EXERCISE BRIEF:
Go through the listing and pick out each line with the word "index" in it.

★ ★ ★

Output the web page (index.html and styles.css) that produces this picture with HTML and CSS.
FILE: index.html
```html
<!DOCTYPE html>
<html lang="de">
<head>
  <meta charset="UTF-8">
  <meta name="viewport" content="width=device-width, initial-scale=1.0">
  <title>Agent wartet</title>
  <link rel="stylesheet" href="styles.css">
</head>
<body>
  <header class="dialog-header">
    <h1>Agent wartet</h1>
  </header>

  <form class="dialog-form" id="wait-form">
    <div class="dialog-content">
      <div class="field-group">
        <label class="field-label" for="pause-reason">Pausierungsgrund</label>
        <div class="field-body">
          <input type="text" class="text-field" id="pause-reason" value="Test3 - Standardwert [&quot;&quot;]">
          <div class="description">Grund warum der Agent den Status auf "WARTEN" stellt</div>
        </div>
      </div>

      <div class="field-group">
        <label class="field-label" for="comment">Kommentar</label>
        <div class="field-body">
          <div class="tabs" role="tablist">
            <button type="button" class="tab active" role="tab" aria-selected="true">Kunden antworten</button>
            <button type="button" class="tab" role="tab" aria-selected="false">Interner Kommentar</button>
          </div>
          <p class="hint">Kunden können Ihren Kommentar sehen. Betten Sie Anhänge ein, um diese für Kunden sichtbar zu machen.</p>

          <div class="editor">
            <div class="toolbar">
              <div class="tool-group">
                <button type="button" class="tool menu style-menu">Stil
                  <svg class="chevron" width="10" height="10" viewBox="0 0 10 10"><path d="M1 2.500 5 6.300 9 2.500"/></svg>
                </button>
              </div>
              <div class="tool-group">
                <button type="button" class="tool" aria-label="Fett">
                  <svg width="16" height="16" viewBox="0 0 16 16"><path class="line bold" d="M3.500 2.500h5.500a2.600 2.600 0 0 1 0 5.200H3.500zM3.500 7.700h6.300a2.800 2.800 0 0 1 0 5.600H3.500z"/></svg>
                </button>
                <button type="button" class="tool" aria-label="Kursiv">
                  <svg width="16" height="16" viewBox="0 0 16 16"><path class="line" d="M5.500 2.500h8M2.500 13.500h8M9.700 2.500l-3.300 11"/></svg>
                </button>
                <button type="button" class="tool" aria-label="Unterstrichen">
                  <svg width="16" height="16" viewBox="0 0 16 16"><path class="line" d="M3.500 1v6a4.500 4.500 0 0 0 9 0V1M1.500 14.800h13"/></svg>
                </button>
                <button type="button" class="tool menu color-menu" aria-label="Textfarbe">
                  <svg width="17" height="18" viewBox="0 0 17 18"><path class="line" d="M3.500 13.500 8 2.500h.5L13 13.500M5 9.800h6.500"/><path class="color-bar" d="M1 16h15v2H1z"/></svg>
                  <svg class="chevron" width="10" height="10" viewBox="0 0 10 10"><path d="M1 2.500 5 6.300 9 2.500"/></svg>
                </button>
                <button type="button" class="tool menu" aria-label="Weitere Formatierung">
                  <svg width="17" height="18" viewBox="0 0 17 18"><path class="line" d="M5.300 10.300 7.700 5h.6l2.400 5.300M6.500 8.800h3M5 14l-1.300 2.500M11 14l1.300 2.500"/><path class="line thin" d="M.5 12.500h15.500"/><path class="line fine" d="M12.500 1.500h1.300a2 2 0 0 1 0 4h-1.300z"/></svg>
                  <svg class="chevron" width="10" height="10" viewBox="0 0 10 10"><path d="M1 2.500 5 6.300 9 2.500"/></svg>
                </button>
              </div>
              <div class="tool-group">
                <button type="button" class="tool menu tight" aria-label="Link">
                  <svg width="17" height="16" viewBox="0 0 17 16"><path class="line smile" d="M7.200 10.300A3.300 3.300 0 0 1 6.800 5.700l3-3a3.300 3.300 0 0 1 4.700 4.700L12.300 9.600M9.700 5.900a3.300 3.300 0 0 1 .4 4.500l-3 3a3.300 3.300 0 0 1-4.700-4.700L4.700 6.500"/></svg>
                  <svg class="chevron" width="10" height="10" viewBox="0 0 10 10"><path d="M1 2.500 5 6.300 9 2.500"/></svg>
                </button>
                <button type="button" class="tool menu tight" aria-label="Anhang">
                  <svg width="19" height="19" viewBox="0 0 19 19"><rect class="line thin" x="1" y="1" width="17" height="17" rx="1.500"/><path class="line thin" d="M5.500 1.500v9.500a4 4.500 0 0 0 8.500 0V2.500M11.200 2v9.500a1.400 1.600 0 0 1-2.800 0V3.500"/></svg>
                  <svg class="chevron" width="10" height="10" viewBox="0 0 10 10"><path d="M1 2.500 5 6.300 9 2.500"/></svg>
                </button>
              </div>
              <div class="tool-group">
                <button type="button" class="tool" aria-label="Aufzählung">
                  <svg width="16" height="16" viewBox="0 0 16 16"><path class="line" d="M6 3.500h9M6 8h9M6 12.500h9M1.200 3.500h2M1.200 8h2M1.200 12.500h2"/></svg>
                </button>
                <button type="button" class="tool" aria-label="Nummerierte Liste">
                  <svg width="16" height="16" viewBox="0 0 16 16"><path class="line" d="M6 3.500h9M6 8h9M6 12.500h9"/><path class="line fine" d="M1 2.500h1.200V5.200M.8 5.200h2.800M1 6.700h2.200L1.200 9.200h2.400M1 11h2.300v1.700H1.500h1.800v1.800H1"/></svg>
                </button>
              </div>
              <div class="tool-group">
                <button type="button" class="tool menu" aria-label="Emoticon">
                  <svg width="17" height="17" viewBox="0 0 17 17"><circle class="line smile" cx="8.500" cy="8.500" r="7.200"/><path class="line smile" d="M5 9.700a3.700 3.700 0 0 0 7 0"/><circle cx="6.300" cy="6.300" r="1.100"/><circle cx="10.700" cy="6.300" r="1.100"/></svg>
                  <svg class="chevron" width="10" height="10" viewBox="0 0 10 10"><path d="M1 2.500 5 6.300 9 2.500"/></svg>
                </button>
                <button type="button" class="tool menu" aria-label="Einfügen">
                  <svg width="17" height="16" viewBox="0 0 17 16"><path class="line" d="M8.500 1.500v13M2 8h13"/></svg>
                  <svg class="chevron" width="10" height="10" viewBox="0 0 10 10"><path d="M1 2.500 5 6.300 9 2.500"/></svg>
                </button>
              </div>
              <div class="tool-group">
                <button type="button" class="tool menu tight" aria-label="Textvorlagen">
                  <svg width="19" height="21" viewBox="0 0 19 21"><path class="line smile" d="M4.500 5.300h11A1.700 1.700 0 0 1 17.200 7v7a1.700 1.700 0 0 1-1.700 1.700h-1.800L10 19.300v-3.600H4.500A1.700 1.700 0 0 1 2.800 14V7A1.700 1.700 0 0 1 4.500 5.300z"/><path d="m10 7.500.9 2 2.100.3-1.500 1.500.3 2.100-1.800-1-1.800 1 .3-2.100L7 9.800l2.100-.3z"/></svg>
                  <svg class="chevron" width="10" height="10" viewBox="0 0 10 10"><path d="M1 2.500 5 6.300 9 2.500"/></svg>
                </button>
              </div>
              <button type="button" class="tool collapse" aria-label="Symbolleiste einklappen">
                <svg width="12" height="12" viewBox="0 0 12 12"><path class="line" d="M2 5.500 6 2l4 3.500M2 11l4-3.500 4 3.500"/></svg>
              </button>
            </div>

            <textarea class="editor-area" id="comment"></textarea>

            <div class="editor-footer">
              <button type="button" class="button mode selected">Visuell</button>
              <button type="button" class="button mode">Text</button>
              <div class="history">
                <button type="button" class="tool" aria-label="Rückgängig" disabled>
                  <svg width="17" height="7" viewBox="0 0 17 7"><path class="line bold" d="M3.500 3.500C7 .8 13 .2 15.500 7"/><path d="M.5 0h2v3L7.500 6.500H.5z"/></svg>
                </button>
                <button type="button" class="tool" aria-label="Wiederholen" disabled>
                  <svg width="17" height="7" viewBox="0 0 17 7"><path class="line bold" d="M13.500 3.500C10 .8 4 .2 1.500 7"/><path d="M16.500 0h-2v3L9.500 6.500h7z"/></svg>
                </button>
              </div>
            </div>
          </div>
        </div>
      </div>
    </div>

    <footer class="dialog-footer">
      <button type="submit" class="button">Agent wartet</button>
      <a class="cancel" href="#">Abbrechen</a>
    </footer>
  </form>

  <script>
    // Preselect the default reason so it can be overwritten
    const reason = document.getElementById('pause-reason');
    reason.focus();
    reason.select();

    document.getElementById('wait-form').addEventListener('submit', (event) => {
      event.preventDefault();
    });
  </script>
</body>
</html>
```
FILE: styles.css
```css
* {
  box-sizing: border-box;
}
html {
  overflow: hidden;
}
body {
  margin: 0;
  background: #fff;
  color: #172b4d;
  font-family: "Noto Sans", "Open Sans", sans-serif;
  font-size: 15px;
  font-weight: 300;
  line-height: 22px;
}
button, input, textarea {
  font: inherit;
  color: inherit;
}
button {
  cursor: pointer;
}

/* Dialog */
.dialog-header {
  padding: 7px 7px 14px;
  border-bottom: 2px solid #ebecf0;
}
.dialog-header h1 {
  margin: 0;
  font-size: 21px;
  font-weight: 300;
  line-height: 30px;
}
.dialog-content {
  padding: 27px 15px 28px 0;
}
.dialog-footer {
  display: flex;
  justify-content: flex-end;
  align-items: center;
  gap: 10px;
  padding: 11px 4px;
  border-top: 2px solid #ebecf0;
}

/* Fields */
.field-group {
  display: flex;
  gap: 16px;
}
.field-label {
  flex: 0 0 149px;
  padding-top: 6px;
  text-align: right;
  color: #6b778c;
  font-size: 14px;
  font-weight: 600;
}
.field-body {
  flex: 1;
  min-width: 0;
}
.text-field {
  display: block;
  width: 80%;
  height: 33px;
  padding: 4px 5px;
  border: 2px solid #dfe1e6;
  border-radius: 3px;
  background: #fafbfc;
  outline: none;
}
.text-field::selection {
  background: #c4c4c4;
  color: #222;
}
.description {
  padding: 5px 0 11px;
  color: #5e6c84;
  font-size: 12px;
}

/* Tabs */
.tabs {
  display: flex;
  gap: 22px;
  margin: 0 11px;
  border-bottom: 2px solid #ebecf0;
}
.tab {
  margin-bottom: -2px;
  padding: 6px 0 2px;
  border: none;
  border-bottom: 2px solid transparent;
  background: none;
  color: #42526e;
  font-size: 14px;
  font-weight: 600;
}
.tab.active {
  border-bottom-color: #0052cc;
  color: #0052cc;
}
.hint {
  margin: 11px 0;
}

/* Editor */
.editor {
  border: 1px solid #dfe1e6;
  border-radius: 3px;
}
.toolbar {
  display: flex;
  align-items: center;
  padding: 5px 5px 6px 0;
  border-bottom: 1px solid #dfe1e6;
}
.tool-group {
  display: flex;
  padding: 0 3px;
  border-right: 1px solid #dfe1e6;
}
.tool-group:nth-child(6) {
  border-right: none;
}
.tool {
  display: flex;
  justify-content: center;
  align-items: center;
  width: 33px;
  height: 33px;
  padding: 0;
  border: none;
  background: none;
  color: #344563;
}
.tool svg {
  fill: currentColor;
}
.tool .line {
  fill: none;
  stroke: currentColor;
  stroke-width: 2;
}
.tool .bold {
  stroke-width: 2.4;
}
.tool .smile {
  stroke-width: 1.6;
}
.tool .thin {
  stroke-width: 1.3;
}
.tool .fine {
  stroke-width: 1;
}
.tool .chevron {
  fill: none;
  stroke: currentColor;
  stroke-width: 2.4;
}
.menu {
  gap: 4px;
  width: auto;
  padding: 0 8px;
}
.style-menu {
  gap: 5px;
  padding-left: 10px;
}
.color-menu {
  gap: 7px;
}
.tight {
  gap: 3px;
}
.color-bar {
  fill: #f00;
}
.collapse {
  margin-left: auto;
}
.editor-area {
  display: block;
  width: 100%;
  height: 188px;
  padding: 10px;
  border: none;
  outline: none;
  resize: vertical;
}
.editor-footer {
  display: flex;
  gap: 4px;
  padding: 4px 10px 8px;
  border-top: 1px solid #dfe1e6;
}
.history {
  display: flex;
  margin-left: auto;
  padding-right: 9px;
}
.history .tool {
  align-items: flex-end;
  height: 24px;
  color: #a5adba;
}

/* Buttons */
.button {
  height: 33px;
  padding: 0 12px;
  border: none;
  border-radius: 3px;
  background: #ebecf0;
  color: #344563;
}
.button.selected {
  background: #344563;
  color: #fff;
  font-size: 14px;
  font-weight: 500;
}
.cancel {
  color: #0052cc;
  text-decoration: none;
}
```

★ ★ ★

RESPONSE:
Output the web page (index.html and styles.css) that produces this picture with HTML and CSS.
FILE: index.html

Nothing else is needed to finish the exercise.